:: Exercise aim ::
Report, word for word, every line of the material that contains "React".

:: Front-end source files ::

---------------

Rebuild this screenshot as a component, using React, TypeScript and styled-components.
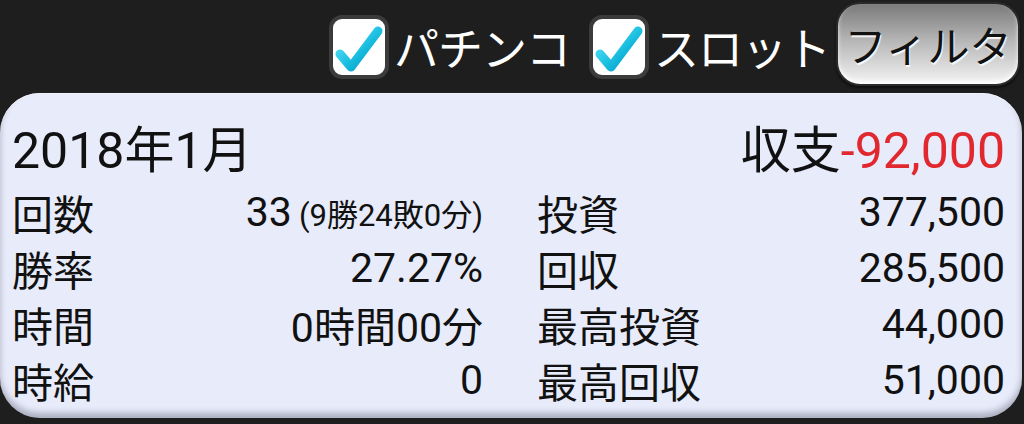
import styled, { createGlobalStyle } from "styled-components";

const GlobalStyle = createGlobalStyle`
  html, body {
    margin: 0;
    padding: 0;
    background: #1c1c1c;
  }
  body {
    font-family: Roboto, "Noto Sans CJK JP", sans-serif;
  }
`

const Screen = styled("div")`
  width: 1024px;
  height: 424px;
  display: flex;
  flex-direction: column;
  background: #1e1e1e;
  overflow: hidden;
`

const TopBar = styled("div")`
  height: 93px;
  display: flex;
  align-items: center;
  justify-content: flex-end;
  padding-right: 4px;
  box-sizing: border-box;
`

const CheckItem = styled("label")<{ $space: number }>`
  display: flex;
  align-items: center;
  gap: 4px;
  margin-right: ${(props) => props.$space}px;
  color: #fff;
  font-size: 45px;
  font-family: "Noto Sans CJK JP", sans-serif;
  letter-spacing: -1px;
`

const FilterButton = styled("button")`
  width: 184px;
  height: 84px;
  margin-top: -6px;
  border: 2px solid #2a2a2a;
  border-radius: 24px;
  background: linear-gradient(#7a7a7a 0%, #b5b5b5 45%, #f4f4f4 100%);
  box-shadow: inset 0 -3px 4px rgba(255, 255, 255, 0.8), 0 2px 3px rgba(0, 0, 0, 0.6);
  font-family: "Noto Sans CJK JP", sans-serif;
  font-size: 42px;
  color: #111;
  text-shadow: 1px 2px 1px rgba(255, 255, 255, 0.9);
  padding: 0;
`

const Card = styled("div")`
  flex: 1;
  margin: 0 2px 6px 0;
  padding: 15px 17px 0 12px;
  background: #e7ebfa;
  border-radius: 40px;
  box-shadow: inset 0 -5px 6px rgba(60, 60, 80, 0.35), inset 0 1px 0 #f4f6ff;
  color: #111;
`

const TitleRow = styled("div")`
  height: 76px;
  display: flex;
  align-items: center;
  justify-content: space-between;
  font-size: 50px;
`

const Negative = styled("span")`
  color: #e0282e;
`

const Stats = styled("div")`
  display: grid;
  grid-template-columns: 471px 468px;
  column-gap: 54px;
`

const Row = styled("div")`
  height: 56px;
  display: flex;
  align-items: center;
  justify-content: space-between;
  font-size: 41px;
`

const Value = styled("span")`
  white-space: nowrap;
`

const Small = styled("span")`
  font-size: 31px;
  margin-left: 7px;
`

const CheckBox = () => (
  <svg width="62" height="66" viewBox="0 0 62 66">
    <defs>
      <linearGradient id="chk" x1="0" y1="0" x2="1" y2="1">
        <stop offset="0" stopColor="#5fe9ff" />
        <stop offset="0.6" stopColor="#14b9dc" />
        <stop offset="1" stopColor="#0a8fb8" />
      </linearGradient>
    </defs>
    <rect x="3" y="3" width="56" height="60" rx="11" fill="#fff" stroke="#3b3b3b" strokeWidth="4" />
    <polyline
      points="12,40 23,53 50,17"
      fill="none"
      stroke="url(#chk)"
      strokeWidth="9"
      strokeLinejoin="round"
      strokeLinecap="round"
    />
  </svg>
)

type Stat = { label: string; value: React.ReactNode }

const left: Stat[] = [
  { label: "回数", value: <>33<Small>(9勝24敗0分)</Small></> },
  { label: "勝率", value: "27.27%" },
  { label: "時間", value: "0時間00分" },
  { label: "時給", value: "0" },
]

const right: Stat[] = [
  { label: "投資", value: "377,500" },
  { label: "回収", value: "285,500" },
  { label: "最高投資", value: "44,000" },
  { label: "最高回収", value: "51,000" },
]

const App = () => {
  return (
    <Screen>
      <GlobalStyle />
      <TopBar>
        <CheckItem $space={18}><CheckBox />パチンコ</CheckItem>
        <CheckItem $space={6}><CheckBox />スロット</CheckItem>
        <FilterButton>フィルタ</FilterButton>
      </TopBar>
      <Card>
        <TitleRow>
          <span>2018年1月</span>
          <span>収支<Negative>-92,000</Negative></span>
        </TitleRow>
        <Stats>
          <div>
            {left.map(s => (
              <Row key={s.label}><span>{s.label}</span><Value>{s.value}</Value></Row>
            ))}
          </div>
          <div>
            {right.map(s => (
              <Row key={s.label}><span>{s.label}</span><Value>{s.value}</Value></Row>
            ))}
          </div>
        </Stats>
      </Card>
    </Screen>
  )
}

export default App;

---------------

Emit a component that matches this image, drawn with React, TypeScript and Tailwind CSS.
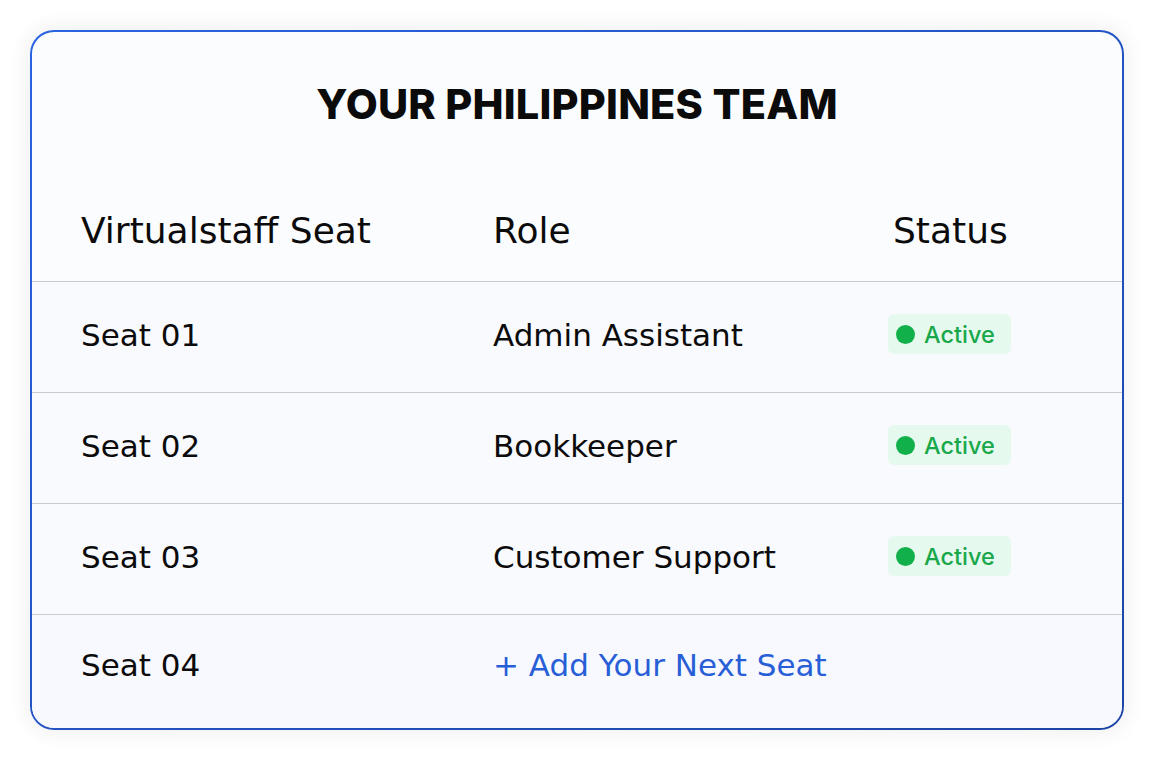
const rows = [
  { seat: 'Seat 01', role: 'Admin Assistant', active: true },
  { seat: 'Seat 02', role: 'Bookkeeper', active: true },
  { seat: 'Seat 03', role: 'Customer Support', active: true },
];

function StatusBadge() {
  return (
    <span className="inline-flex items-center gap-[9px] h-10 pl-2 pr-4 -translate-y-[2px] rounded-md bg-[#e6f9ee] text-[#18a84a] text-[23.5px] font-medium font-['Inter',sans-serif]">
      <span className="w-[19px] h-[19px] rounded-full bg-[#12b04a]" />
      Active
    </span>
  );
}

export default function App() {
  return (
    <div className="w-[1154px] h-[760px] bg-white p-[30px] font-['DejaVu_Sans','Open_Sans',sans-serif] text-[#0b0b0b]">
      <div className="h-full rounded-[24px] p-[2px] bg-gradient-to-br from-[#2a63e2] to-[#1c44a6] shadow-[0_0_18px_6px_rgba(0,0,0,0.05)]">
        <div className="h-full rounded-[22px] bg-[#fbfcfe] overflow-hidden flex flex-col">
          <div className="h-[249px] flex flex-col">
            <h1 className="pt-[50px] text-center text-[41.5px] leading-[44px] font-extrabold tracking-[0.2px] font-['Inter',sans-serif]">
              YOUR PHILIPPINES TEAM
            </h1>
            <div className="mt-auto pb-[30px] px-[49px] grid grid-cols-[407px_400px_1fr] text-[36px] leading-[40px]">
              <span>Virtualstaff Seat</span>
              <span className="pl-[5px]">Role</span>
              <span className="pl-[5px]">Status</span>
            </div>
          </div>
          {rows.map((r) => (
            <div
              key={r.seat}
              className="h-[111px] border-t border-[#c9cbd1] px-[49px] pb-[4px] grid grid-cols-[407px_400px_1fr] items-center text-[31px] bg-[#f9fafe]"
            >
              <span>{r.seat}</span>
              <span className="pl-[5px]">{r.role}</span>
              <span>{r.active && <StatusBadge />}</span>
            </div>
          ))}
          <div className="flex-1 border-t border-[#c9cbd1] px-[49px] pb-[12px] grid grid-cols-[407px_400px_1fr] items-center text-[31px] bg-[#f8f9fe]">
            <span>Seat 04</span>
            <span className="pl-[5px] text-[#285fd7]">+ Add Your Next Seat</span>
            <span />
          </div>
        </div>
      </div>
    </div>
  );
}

---------------

:: Right answer ::
Rebuild this screenshot as a component, using React, TypeScript and styled-components.
type Stat = { label: string; value: React.ReactNode }
Emit a component that matches this image, drawn with React, TypeScript and Tailwind CSS.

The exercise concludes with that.